Kramer’s literary treatments of the zealots of Whatcom County reminds one of John Steinbeck’s artful creation of ne’er-do-well guys and gals in “Cannery Row” and “Tortilla Flat.” They’re wacky and even carry a certain dignity as they prepare for the United Nations tanks about to pour over the Canadian border. There is old Doc Ellwanger, the beloved town veterinarian who would stay up all night nursing an ill 4-H Club lamb but who wanted to kill the Jews in the Federal Reserve bank.

Pitner’s wife, Debbie, is a rough-hewn, ax-swinging ranch woman who somehow got past a teenage bout with drug abuse and a fling with Pitner at 13 that hardly sounds romantic. Debbie Pitner wasn’t all that taken with Patriot mumbo jumbo, but she was glad to see that John had created a paying job for himself and had stopped sitting around the house brooding about worldwide conspiracies and establishing a Patriot colony in outer space.

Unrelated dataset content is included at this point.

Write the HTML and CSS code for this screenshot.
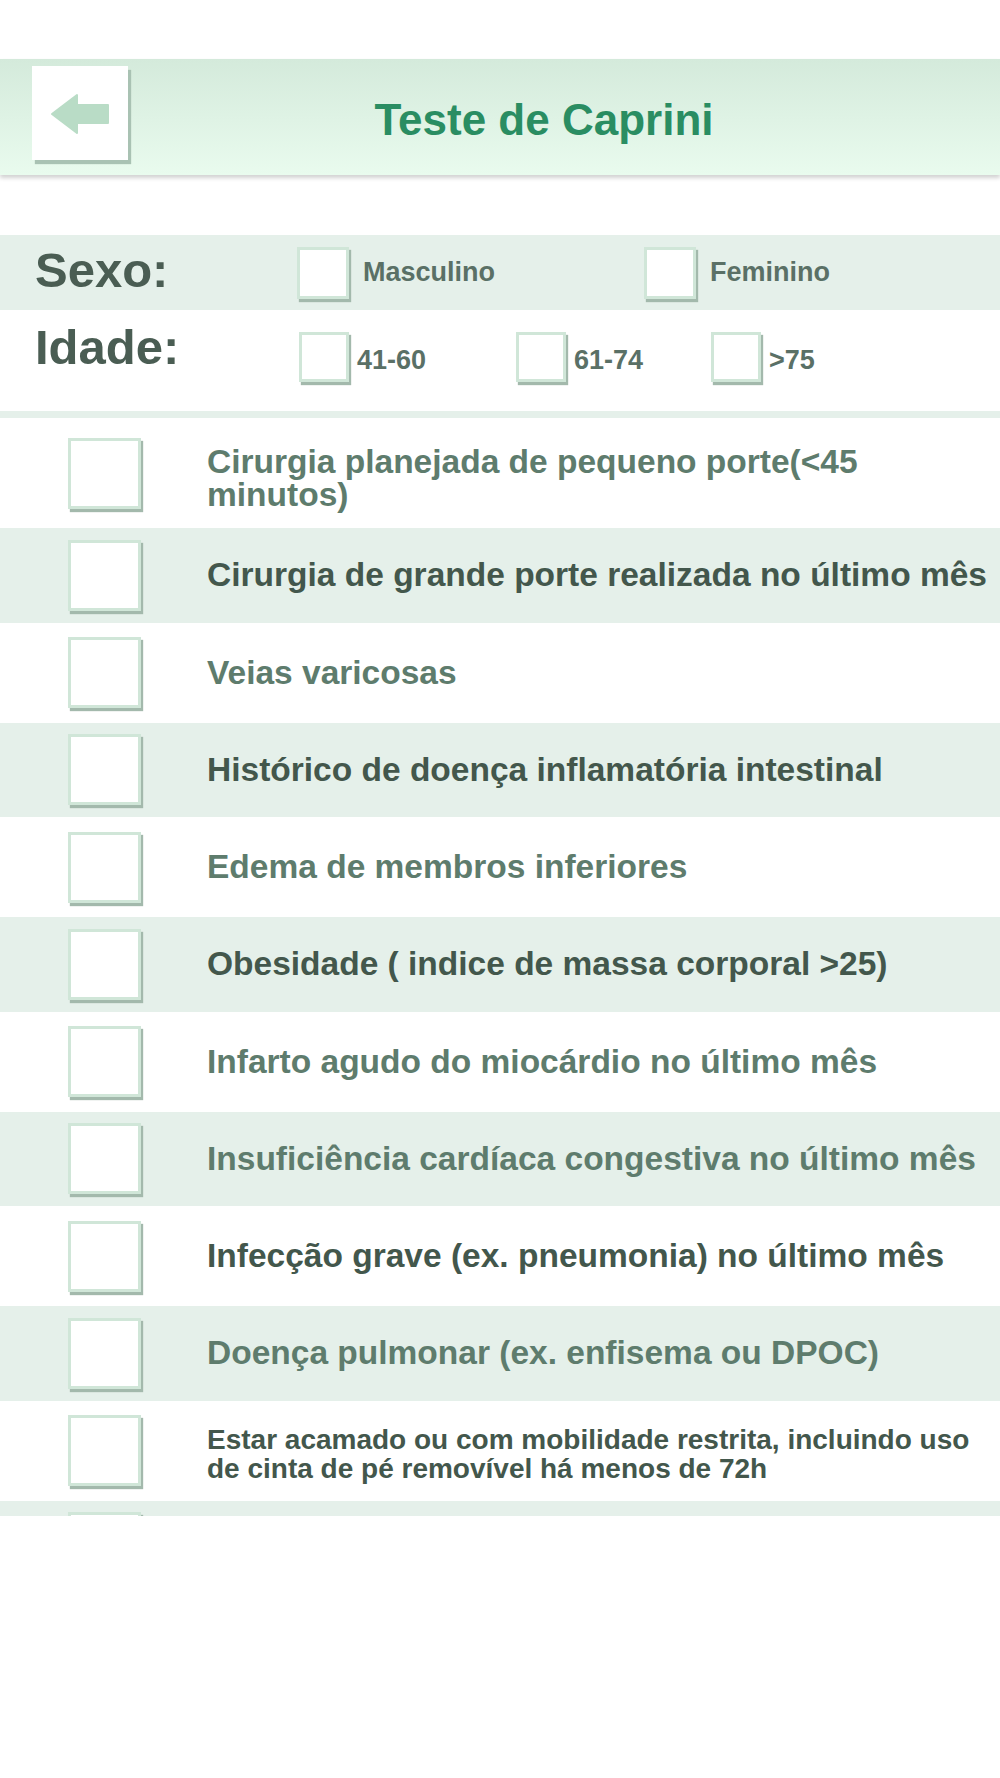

Steinbeck-quaint as they are, the people in Kramer’s book went too far around the bend and bought into hate. Kramer speculates that, if these rural misfits lived in cities instead of idyllic countrysides, some would wind up in street gangs. They certainly would have a difficult time on the streets of Los Angeles, Chicago or New York, however, convincing passersby that there is a massive Jewish conspiracy afoot to trick white people into breeding with people of color to produce a race of “mud people”: semi-humans who will serve their Hebrew-speaking banker masters as soon as the U.N. completes installing the New World Order in the U.S.

To Kramer’s great credit she also finds fault with the overzealous FBI agents and other law enforcement people who came down hard on Pitner in the wake of the 1995 bombing of the Murrah Federal Building in Oklahoma City, when they hit him and six others with a raft of illegal weapons and conspiracy charges as part of a nationwide crackdown on militias.

Kramer makes it clear that, although Pitner talked to undercover agents about plans to wreak havoc on federal targets, he was essentially a deluded liar and a blowhard rather than a dangerous criminal. Indeed, his jury deadlocked against conspiracy charges, and Pitner ultimately spent four years in jail on a single illegal weapons count. Kramer reports that Pitner left federal custody last year and moved back to Bellingham, Wash., to be near his relatives. She ends the book there, not thinking that he would resume his militia activities, though who can say if she’s right about that? Only time will tell.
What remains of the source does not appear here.